Nous avons demandé à Nadia Houle, PDG de Culture Country, Karo Laurendeau, chanteuse country et animatrice de l’émission Destination New Country et à Melissa Maya Falkenberg, journaliste et chroniqueuse, de nous aider à sélectionner cinq nouveaux artistes, qui mériteraient d’être davantage connus du grand public et qu’il faudra surveiller au cours des douze prochains mois.

Brittany Kennell

La Montréalaise de 32 ans est revenue au bercail après un exil de dix ans aux États-Unis. Une décennie à étudier au prestigieux Berklee School of Music de Boston et à poursuivre son rêve dans la capitale du country, Nashville. Elle a joué au Blue Bird Café, The Basement, les passages obligés et formateurs des apprentis.

Participante à The Voice, elle a été sélectionnée par la star Blake Shelton, mari de Gwen Stefani, le temps de chanter trois interprétations. Grosse visibilité.
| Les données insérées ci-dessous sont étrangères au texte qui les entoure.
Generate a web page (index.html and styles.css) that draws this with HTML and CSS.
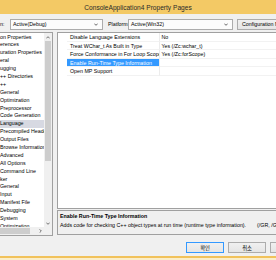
FILE: index.html
```html
<!DOCTYPE html>
<html lang="en">
<head>
    <meta charset="UTF-8">
    <meta name="viewport" content="width=device-width, initial-scale=1.0">
    <title>ConsoleApplication4 Property Pages</title>
    <link rel="stylesheet" href="styles.css">
</head>
<body>
    <div class="titlebar">ConsoleApplication4 Property Pages</div>

    <div class="toolbar">
        <span class="label label-config">n:</span>
        <div class="combo combo-config">
            <span>Active(Debug)</span>
            <svg class="chevron" width="4" height="3" viewBox="0 0 4 3"><path d="M0.3 0.6 L2 2.3 L3.7 0.6" fill="none" stroke="#404040" stroke-width="0.8"/></svg>
        </div>
        <span class="label label-platform">Platform:</span>
        <div class="combo combo-platform">
            <span>Active(Win32)</span>
            <svg class="chevron" width="4" height="3" viewBox="0 0 4 3"><path d="M0.3 0.6 L2 2.3 L3.7 0.6" fill="none" stroke="#404040" stroke-width="0.8"/></svg>
        </div>
        <button class="btn btn-config">Configuration Manager...</button>
    </div>

    <div class="main">
        <div class="tree">
            <div class="tree-body">
                <ul class="tree-items">
                    <li>on Properties</li>
                    <li>erences</li>
                    <li>uration Properties</li>
                    <li>eral</li>
                    <li>ugging</li>
                    <li>++ Directories</li>
                    <li>++</li>
                    <li>General</li>
                    <li>Optimization</li>
                    <li>Preprocessor</li>
                    <li>Code Generation</li>
                    <li class="selected">Language</li>
                    <li>Precompiled Headers</li>
                    <li>Output Files</li>
                    <li>Browse Information</li>
                    <li>Advanced</li>
                    <li>All Options</li>
                    <li>Command Line</li>
                    <li>ker</li>
                    <li>General</li>
                    <li>Input</li>
                    <li>Manifest File</li>
                    <li>Debugging</li>
                    <li>System</li>
                    <li>Optimization</li>
                </ul>
                <div class="vscroll">
                    <div class="arrow">
                        <svg width="4" height="3" viewBox="0 0 4 3"><path d="M0.3 2.4 L2 0.7 L3.7 2.4" fill="none" stroke="#505050" stroke-width="0.8"/></svg>
                    </div>
                    <div class="vthumb"></div>
                    <div class="track"></div>
                    <div class="arrow">
                        <svg width="4" height="3" viewBox="0 0 4 3"><path d="M0.3 0.6 L2 2.3 L3.7 0.6" fill="none" stroke="#505050" stroke-width="0.8"/></svg>
                    </div>
                </div>
            </div>
            <div class="hscroll">
                <div class="hthumb"></div>
                <div class="track"></div>
                <div class="arrow">
                    <svg width="3" height="4" viewBox="0 0 3 4"><path d="M0.6 0.3 L2.3 2 L0.6 3.7" fill="none" stroke="#505050" stroke-width="0.8"/></svg>
                </div>
                <div class="corner"></div>
            </div>
        </div>

        <div class="right">
            <div class="grid">
                <div class="row">
                    <div class="gutter"></div>
                    <div class="name">Disable Language Extensions</div>
                    <div class="value">No</div>
                </div>
                <div class="row">
                    <div class="gutter"></div>
                    <div class="name">Treat WChar_t As Built in Type</div>
                    <div class="value">Yes (/Zc:wchar_t)</div>
                </div>
                <div class="row">
                    <div class="gutter"></div>
                    <div class="name">Force Conformance in For Loop Scope</div>
                    <div class="value">Yes (/Zc:forScope)</div>
                </div>
                <div class="row">
                    <div class="gutter"></div>
                    <div class="name selected">Enable Run-Time Type Information</div>
                    <div class="value"></div>
                </div>
                <div class="row">
                    <div class="gutter"></div>
                    <div class="name">Open MP Support</div>
                    <div class="value"></div>
                </div>
            </div>
            <div class="desc">
                <div class="desc-title">Enable Run-Time Type Information</div>
                <div class="desc-text">Adds code for checking C++ object types at run time (runtime type information).<span class="desc-switch">(/GR, /GR-)</span></div>
            </div>
        </div>
    </div>

    <div class="buttons">
        <button class="btn dialog-btn default">확인</button>
        <button class="btn dialog-btn">취소</button>
        <button class="btn dialog-btn last">적용(A)</button>
    </div>
    <div class="frame-bottom"></div>
</body>
</html>
```

FILE: styles.css
```css
* {
    box-sizing: border-box;
}
body {
    margin: 0;
    width: 276px;
    height: 260px;
    overflow: hidden;
    background-color: #f0f0f0;
    font-family: "Liberation Sans", Arial, "Noto Sans CJK KR", sans-serif;
    font-size: 5.3px;
    color: #000;
}
.titlebar {
    height: 14px;
    background-color: #f3c965;
    display: flex;
    align-items: center;
    justify-content: center;
    font-size: 6.6px;
    color: #2a2a2a;
}
.toolbar {
    height: 18px;
    display: flex;
    align-items: center;
    padding-top: 2px;
    white-space: nowrap;
}
.label-config {
    width: 10px;
    flex-shrink: 0;
}
.label-platform {
    margin-left: 5px;
    width: 20px;
    flex-shrink: 0;
}
.combo {
    height: 11px;
    border: 1px solid #acacac;
    background-color: #fcfcfc;
    display: flex;
    align-items: center;
    justify-content: space-between;
    padding: 0 4px 0 2px;
    flex-shrink: 0;
}
.combo-config {
    width: 93px;
}
.combo-platform {
    width: 105px;
}
.chevron {
    display: block;
}
.btn {
    font-family: "Liberation Sans", Arial, "Noto Sans CJK KR", sans-serif;
    font-size: 5.3px;
    color: #000;
    height: 11px;
    padding: 0;
    border: 1px solid #acacac;
    background: linear-gradient(#f0f0f0, #e5e5e5);
    white-space: nowrap;
    flex-shrink: 0;
}
.btn-config {
    margin-left: 4px;
    width: 70px;
    text-align: left;
    padding-left: 4px;
}
.main {
    height: 204px;
    display: flex;
}
.tree {
    width: 53px;
    flex-shrink: 0;
    border: 1px solid #a0a0a0;
    border-left: none;
    background-color: #fff;
    display: flex;
    flex-direction: column;
}
.tree-body {
    flex: 1;
    display: flex;
    overflow: hidden;
}
.tree-items {
    flex: 1;
    list-style: none;
    margin: 0;
    padding: 0.5px 0 0;
    overflow: hidden;
    white-space: nowrap;
}
.tree-items li {
    height: 7.9px;
    line-height: 7.9px;
    overflow: hidden;
}
.tree-items li.selected {
    background-color: #d7d9e2;
}
.vscroll {
    width: 8px;
    flex-shrink: 0;
    background-color: #f0f0f0;
    display: flex;
    flex-direction: column;
    align-items: center;
}
.arrow {
    width: 8px;
    height: 8px;
    flex-shrink: 0;
    display: flex;
    align-items: center;
    justify-content: center;
}
.vthumb {
    width: 6px;
    height: 120px;
    background-color: #cdcdcd;
}
.track {
    flex: 1;
}
.hscroll {
    height: 8px;
    flex-shrink: 0;
    display: flex;
    background-color: #f0f0f0;
}
.hthumb {
    width: 30px;
    height: 6px;
    margin-top: 1px;
    background-color: #cdcdcd;
}
.corner {
    width: 8px;
    background-color: #f0f0f0;
}
.right {
    flex: 1;
    margin-left: 4px;
    display: flex;
    flex-direction: column;
    gap: 1px;
    padding-bottom: 1px;
    min-width: 0;
}
.grid {
    height: 177px;
    flex-shrink: 0;
    border: 1px solid #a0a0a0;
    border-right: none;
    background-color: #fff;
}
.row {
    display: flex;
    height: 8.6px;
    line-height: 8.6px;
    white-space: nowrap;
}
.gutter {
    width: 9px;
    flex-shrink: 0;
}
.name {
    width: 93px;
    flex-shrink: 0;
    padding-left: 3px;
    border-right: 1px solid #ececec;
    border-bottom: 1px solid #f2f2f2;
    overflow: hidden;
}
.name.selected {
    background-color: #3399ff;
    color: #fff;
}
.value {
    flex: 1;
    padding-left: 1.5px;
    border-bottom: 1px solid #f2f2f2;
    overflow: hidden;
}
.desc {
    flex: 1;
    border: 1px solid #a0a0a0;
    border-right: none;
    padding: 1px 2px 0;
    white-space: nowrap;
    overflow: hidden;
}
.desc-title,
.desc-text {
    height: 8.5px;
    line-height: 8.5px;
}
.desc-title {
    font-weight: bold;
}
.desc-switch {
    margin-left: 11px;
}
.buttons {
    height: 20px;
    display: flex;
    justify-content: flex-end;
    align-items: flex-start;
    gap: 4px;
    padding-top: 6px;
}
.dialog-btn {
    width: 38px;
    text-align: center;
}
.dialog-btn.default {
    border-color: #3399ff;
}
.dialog-btn.last {
    width: 37px;
    margin-right: -31px;
}
.frame-bottom {
    height: 4px;
    border-top: 2px solid #f1c25b;
    background-color: #fbeec9;
}
```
« Je voulais surtout apprendre, j’étais encore serveuse dans un restaurant et je n’étais pas prête à embrasser une carrière à ce moment. On a été confiné pour les besoins de la production dans un hôtel pendant six semaines, c’était particulier. »

« Je suis plus nerveuse à chanter l’hymne national aux matchs des Canadiens en ce moment que d’avoir interprété trois chansons pour des millions de téléspectateurs aux États-Unis. Tout le monde connaît les paroles !». C’est que, voyez-vous, le cousin de son arrière-grand-père était Calixa-Lavallée, compositeur dudit hymne !

La musique de Brittany Kennell, c’est beaucoup de fraîcheur et de limpidité. Des ballades simples, au tourment léger, une intensité vibrante dans la voix, elle apporte au son country une consistance plus charnelle, comme des étreintes brûlantes et brèves, habitées par Casey Musgrave, Sheryl Crow, Bonnie Raitt… « Je veux trouver ma voix entre le country moderne et traditionnel sans émuler personne », admet-elle.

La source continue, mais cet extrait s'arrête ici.